* _Data segment_:
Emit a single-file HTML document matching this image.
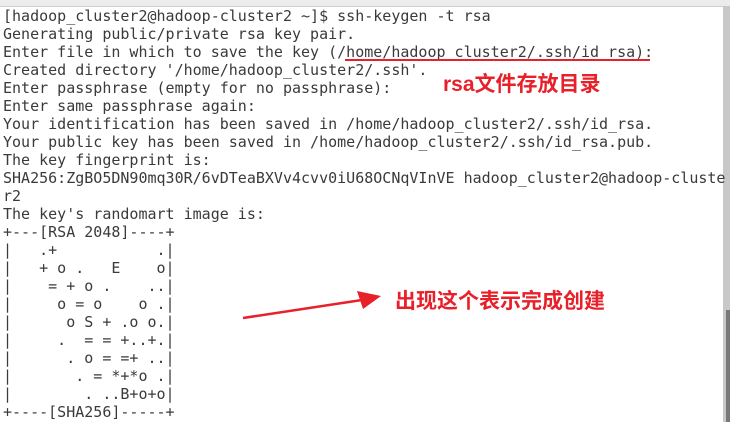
<!DOCTYPE html>
<html><head><meta charset="utf-8"><style>
body{margin:0;width:730px;height:422px;background:#fff;overflow:hidden;position:relative}
.top{position:absolute;left:0;top:0;width:730px;height:6px;background:#ececec;border-bottom:1px solid #cfcfcf}
.sb{position:absolute;left:723px;top:6px;width:7px;height:416px;background:#c8c8c8}
.th{position:absolute;left:726px;top:310px;width:4px;height:112px;background:#787878}
pre{position:absolute;left:3px;top:7px;margin:0;font-family:"DejaVu Sans Mono","Liberation Mono",monospace;font-size:15px;line-height:18px;color:#3a3a3a;letter-spacing:0}
.r{position:absolute;color:#e8202a;font-weight:bold;font-family:"Liberation Sans","Noto Sans CJK SC",sans-serif;white-space:nowrap}
</style></head><body>
<div class="top"></div><div class="sb"></div><div class="th"></div>
<pre>[hadoop_cluster2@hadoop-cluster2 ~]$ ssh-keygen -t rsa
Generating public/private rsa key pair.
Enter file in which to save the key (/home/hadoop_cluster2/.ssh/id_rsa):
Created directory '/home/hadoop_cluster2/.ssh'.
Enter passphrase (empty for no passphrase):
Enter same passphrase again:
Your identification has been saved in /home/hadoop_cluster2/.ssh/id_rsa.
Your public key has been saved in /home/hadoop_cluster2/.ssh/id_rsa.pub.
The key fingerprint is:
SHA256:ZgBO5DN90mq30R/6vDTeaBXVv4cvv0iU68OCNqVInVE hadoop_cluster2@hadoop-cluste
r2
The key's randomart image is:
+---[RSA 2048]----+
|   .+           .|
|   + o .   E    o|
|    = + o .    ..|
|     o = o    o .|
|      o S + .o o.|
|     .  = = +..+.|
|      . o = =+ ..|
|       . = *+*o .|
|        . ..B+o+o|
+----[SHA256]-----+</pre>
<div style="position:absolute;left:345px;top:59px;width:305px;height:2px;background:#e8202a"></div>
<div class="r" style="left:443px;top:68px;font-size:21px">rsa文件存放目录</div>
<div class="r" style="left:395px;top:285px;font-size:21px">出现这个表示完成创建</div>
<svg style="position:absolute;left:0;top:0" width="730" height="422"><line x1="243" y1="318" x2="362" y2="300" stroke="#e8202a" stroke-width="2.5"/><polygon points="381,296 357,291 363,309" fill="#e8202a"/></svg>
</body></html>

* _Short exercise_: Retype each line of the listing above word for word. Exclude the pictures.

* _Output of the exercise_:
Emit a single-file HTML document matching this image.
<!DOCTYPE html>
<html><head><meta charset="utf-8"><style>
body{margin:0;width:730px;height:422px;background:#fff;overflow:hidden;position:relative}
.top{position:absolute;left:0;top:0;width:730px;height:6px;background:#ececec;border-bottom:1px solid #cfcfcf}
.sb{position:absolute;left:723px;top:6px;width:7px;height:416px;background:#c8c8c8}
.th{position:absolute;left:726px;top:310px;width:4px;height:112px;background:#787878}
pre{position:absolute;left:3px;top:7px;margin:0;font-family:"DejaVu Sans Mono","Liberation Mono",monospace;font-size:15px;line-height:18px;color:#3a3a3a;letter-spacing:0}
.r{position:absolute;color:#e8202a;font-weight:bold;font-family:"Liberation Sans","Noto Sans CJK SC",sans-serif;white-space:nowrap}
</style></head><body>
<div class="top"></div><div class="sb"></div><div class="th"></div>
<pre>[hadoop_cluster2@hadoop-cluster2 ~]$ ssh-keygen -t rsa
Generating public/private rsa key pair.
Enter file in which to save the key (/home/hadoop_cluster2/.ssh/id_rsa):
Created directory '/home/hadoop_cluster2/.ssh'.
Enter passphrase (empty for no passphrase):
Enter same passphrase again:
Your identification has been saved in /home/hadoop_cluster2/.ssh/id_rsa.
Your public key has been saved in /home/hadoop_cluster2/.ssh/id_rsa.pub.
The key fingerprint is:
SHA256:ZgBO5DN90mq30R/6vDTeaBXVv4cvv0iU68OCNqVInVE hadoop_cluster2@hadoop-cluste
r2
The key's randomart image is:
+---[RSA 2048]----+
|   .+           .|
|   + o .   E    o|
|    = + o .    ..|
|     o = o    o .|
|      o S + .o o.|
|     .  = = +..+.|
|      . o = =+ ..|
|       . = *+*o .|
|        . ..B+o+o|
+----[SHA256]-----+</pre>
<div style="position:absolute;left:345px;top:59px;width:305px;height:2px;background:#e8202a"></div>
<div class="r" style="left:443px;top:68px;font-size:21px">rsa文件存放目录</div>
<div class="r" style="left:395px;top:285px;font-size:21px">出现这个表示完成创建</div>
<svg style="position:absolute;left:0;top:0" width="730" height="422"><line x1="243" y1="318" x2="362" y2="300" stroke="#e8202a" stroke-width="2.5"/><polygon points="381,296 357,291 363,309" fill="#e8202a"/></svg>
</body></html>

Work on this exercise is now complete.